Determine which lines of the records include the word "component", and copy them.
* * * * *
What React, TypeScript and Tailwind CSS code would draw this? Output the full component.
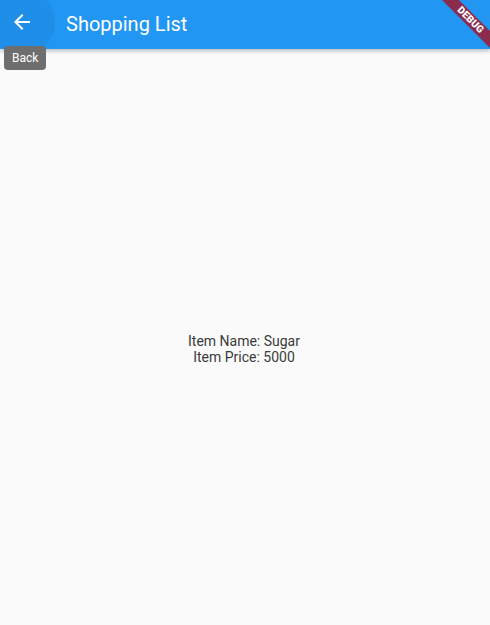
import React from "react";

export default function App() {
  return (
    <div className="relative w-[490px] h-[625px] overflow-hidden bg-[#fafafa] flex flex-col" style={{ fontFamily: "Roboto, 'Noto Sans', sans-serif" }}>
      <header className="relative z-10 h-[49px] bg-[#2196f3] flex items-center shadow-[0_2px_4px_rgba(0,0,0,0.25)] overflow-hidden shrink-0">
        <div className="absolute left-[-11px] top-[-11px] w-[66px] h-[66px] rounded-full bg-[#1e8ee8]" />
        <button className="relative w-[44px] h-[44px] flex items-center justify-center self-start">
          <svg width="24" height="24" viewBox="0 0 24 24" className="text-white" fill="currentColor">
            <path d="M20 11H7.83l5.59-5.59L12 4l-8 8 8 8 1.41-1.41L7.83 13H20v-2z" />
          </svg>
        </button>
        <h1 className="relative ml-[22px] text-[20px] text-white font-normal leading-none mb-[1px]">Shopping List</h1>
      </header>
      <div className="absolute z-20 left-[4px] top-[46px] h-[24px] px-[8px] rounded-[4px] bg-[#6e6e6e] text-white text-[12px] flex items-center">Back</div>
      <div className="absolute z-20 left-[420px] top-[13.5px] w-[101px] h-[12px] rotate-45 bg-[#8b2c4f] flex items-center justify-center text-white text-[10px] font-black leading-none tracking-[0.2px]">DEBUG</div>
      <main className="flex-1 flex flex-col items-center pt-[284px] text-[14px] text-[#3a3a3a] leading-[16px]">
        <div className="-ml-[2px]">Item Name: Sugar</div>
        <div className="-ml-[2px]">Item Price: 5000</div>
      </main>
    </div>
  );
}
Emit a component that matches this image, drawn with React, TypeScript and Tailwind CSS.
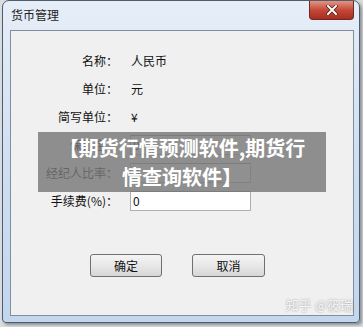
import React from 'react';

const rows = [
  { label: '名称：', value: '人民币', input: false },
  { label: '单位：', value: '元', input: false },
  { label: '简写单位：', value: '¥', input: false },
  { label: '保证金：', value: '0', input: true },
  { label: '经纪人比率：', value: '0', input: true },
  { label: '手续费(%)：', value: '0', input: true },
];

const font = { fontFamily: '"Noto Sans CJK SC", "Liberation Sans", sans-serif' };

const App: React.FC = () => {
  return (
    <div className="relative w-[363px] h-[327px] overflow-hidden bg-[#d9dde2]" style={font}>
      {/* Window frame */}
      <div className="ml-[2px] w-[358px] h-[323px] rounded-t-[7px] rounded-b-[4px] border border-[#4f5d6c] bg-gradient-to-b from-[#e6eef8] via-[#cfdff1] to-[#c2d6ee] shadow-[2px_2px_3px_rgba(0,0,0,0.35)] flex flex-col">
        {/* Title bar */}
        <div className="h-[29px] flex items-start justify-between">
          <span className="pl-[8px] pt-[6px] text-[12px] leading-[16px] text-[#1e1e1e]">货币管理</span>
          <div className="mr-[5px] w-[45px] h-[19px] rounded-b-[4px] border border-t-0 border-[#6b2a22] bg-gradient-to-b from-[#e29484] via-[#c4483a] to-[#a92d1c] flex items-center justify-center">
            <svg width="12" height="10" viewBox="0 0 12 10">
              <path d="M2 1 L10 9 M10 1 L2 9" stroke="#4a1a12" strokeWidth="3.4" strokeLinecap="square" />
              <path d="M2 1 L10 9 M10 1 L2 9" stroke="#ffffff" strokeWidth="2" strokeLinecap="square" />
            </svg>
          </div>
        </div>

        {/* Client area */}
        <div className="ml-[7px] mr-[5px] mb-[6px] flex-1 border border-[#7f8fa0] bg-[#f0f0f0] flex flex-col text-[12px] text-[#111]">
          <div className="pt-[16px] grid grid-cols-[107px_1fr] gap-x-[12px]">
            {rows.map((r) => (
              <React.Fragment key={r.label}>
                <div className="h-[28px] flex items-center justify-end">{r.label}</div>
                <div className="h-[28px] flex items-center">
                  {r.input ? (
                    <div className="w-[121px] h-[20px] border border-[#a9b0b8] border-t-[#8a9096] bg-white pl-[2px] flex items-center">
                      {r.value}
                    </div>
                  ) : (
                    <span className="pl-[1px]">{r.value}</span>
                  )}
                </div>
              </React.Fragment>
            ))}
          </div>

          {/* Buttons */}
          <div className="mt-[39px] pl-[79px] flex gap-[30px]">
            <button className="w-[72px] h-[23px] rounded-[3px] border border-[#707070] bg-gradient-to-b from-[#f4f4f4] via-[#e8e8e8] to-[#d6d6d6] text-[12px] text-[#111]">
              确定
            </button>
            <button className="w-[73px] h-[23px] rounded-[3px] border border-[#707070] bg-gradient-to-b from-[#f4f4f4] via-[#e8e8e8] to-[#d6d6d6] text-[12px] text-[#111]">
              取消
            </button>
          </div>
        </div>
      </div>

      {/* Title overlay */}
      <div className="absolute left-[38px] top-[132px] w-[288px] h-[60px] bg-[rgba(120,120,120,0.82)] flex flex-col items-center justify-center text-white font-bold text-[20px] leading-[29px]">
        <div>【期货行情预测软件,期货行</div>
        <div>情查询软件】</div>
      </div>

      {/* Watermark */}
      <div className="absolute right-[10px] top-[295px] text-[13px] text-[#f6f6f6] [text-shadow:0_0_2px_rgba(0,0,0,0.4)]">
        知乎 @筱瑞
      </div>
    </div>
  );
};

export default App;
* * * * *
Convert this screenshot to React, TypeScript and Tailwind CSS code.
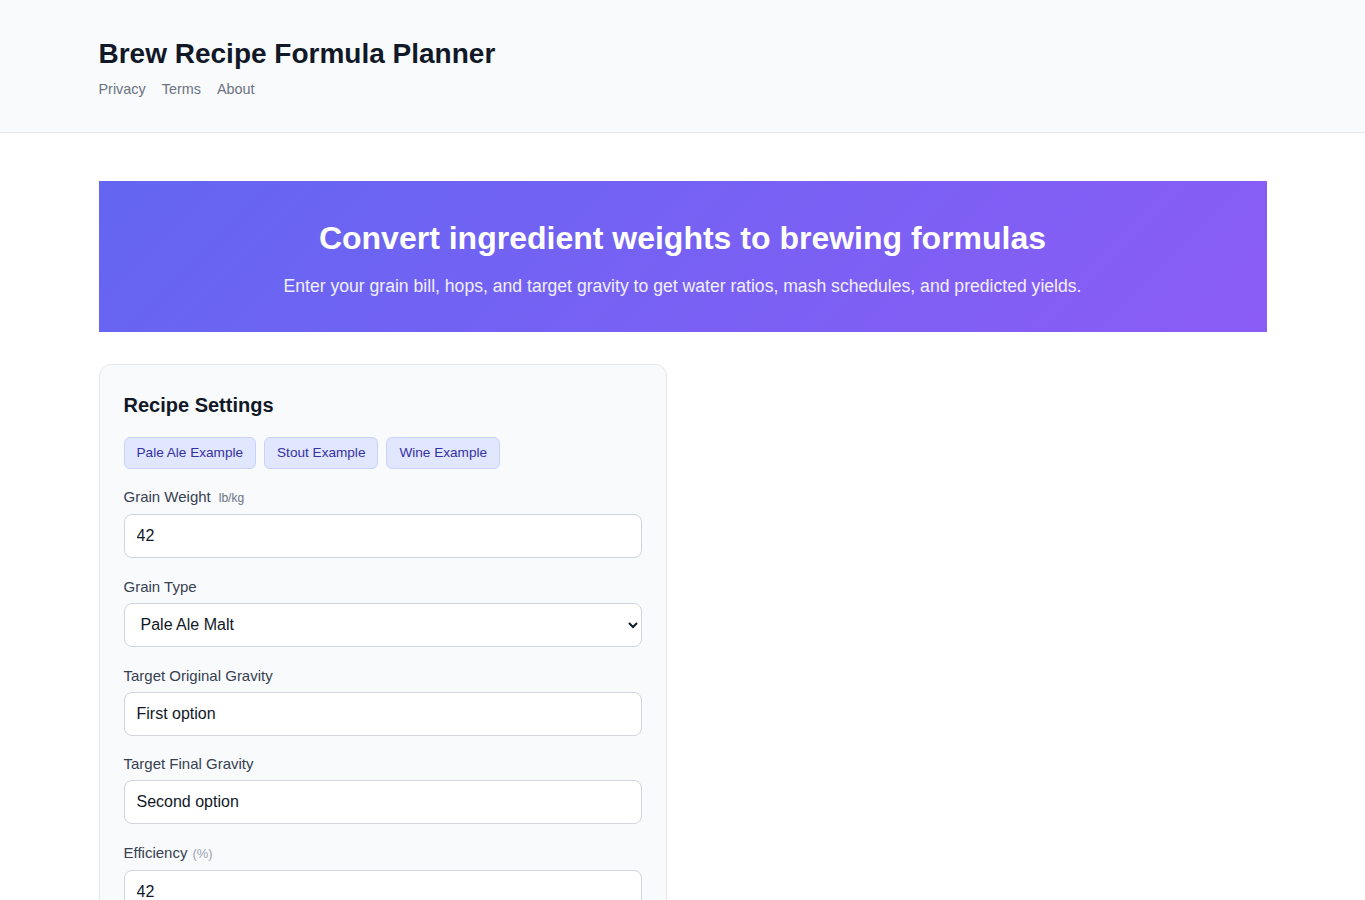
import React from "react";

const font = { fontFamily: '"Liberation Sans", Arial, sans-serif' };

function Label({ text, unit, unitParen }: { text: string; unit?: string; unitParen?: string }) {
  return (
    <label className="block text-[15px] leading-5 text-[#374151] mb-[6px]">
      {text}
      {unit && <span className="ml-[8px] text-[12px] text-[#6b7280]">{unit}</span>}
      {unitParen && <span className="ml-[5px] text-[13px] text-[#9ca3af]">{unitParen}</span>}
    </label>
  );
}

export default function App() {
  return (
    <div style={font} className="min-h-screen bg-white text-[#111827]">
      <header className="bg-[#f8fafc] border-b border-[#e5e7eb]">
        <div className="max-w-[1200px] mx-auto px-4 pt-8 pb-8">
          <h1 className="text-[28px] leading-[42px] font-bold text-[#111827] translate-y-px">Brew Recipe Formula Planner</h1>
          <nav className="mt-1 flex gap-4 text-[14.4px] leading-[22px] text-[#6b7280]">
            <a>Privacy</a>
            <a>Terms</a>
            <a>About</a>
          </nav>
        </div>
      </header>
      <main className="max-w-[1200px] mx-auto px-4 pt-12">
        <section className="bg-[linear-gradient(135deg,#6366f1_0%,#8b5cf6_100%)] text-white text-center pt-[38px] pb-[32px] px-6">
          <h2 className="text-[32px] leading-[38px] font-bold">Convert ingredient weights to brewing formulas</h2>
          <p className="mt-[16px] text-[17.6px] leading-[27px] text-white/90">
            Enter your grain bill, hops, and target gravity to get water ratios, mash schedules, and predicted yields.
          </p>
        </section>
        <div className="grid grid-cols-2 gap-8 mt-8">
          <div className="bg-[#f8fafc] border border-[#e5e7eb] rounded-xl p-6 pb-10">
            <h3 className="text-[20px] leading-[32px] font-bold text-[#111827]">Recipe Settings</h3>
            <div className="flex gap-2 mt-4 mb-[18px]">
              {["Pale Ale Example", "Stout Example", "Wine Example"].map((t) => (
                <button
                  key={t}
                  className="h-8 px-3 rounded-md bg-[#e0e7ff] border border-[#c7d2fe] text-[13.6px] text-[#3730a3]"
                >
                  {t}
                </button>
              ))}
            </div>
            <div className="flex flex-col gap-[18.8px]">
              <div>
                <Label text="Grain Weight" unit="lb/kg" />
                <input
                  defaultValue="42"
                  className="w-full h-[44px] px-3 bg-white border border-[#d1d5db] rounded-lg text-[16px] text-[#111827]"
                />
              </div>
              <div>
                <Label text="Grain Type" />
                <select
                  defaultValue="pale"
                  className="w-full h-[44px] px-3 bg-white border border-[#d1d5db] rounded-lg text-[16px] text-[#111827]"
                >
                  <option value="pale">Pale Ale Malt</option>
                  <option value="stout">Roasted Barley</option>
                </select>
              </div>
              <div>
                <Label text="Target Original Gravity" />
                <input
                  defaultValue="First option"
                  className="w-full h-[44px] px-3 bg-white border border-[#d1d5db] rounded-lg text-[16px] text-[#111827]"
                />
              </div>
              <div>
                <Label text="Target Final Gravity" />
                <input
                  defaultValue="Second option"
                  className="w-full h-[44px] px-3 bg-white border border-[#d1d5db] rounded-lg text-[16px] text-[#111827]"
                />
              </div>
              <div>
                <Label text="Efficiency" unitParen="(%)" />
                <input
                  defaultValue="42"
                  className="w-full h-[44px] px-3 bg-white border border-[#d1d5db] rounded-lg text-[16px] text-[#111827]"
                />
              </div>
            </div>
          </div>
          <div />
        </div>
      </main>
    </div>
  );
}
* * * * *
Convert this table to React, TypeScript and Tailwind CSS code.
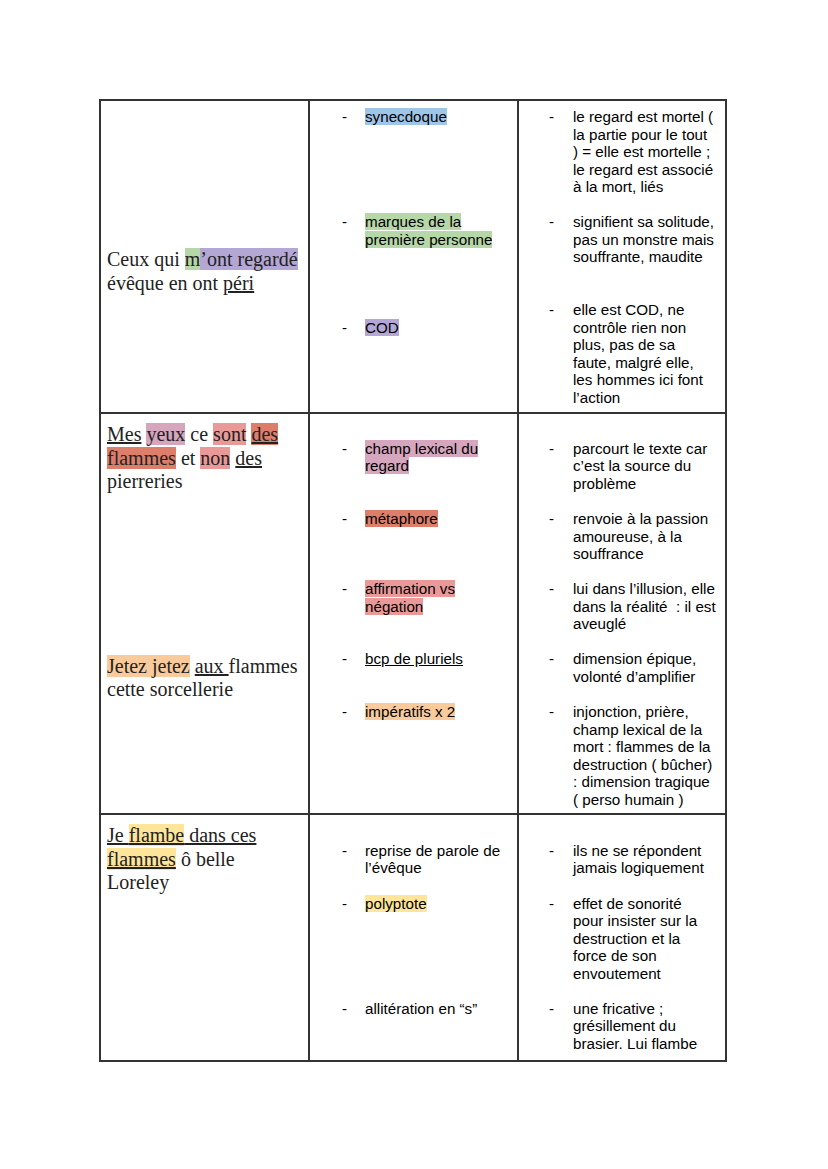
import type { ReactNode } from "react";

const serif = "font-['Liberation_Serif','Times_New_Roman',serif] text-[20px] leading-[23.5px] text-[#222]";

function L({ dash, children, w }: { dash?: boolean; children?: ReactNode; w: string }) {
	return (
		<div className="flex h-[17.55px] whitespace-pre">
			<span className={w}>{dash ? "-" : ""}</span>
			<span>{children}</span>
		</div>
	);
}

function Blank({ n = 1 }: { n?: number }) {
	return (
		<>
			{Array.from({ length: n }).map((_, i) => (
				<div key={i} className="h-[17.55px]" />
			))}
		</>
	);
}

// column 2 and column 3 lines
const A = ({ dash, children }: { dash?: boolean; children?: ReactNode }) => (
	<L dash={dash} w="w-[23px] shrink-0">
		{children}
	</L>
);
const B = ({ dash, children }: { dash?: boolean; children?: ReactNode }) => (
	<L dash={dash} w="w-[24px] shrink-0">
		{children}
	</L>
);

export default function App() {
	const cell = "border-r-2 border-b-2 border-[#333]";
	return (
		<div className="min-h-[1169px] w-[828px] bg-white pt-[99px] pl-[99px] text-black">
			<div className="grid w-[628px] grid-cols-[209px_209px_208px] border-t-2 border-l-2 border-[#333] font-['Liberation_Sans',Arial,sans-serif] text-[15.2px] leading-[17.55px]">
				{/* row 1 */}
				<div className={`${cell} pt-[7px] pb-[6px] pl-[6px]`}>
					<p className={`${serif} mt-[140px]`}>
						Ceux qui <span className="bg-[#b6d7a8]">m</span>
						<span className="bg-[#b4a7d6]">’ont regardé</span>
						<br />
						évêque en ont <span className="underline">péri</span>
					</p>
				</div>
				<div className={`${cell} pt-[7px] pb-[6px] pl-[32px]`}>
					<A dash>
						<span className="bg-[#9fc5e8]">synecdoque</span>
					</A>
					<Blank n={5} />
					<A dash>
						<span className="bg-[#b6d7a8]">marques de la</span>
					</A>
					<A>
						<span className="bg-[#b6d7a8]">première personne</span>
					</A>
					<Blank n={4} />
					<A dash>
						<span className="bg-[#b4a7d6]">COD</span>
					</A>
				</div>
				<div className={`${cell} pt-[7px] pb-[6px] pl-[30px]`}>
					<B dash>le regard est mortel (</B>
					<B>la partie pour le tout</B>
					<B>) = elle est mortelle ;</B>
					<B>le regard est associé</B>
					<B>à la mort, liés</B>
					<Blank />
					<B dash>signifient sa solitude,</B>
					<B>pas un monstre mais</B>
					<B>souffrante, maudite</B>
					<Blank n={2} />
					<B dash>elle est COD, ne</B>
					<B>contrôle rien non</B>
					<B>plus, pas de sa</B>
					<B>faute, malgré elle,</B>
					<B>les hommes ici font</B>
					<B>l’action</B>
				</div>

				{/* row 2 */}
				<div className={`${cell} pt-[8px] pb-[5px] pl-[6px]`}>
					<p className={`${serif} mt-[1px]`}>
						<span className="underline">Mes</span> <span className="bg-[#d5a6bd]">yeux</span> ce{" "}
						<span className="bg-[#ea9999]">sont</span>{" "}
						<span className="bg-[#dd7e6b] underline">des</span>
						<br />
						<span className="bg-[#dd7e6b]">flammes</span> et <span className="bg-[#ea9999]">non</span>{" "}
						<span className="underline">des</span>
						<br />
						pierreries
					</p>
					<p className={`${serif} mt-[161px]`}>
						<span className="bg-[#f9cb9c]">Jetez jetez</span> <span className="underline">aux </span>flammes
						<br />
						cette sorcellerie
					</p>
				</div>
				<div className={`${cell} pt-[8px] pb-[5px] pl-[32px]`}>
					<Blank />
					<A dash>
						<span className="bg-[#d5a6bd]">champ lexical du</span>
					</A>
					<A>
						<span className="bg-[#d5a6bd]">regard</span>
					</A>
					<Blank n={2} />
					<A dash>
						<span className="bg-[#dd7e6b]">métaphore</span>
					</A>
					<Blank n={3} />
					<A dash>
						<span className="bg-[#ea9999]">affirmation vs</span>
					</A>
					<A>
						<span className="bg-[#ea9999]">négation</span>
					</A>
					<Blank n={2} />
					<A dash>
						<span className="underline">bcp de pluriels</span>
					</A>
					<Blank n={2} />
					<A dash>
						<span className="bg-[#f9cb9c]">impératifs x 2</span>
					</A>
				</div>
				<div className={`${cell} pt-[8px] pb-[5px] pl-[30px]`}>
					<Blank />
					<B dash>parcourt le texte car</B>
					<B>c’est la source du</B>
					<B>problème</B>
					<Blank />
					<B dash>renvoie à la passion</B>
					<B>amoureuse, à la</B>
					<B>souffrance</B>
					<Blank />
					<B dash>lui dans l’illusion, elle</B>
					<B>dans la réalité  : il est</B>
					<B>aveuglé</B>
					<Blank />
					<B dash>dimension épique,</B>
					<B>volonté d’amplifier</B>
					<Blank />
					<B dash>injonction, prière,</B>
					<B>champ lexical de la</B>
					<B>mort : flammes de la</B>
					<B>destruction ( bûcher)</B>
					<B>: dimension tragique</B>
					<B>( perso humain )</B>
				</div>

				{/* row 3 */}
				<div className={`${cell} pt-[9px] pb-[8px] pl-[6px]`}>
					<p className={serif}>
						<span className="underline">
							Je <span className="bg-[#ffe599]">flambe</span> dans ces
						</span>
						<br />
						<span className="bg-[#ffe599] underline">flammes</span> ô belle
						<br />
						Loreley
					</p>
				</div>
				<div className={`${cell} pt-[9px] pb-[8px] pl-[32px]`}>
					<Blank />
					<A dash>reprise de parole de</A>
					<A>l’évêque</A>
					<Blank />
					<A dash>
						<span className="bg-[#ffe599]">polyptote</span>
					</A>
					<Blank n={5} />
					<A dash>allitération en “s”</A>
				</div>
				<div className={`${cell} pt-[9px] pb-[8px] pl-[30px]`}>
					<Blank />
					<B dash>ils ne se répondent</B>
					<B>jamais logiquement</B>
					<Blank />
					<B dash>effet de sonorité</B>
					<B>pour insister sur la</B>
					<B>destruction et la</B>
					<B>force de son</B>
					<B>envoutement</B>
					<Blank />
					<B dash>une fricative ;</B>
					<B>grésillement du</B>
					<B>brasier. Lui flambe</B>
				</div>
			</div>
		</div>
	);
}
* * * * *
Correct output
What React, TypeScript and Tailwind CSS code would draw this? Output the full component.
Emit a component that matches this image, drawn with React, TypeScript and Tailwind CSS.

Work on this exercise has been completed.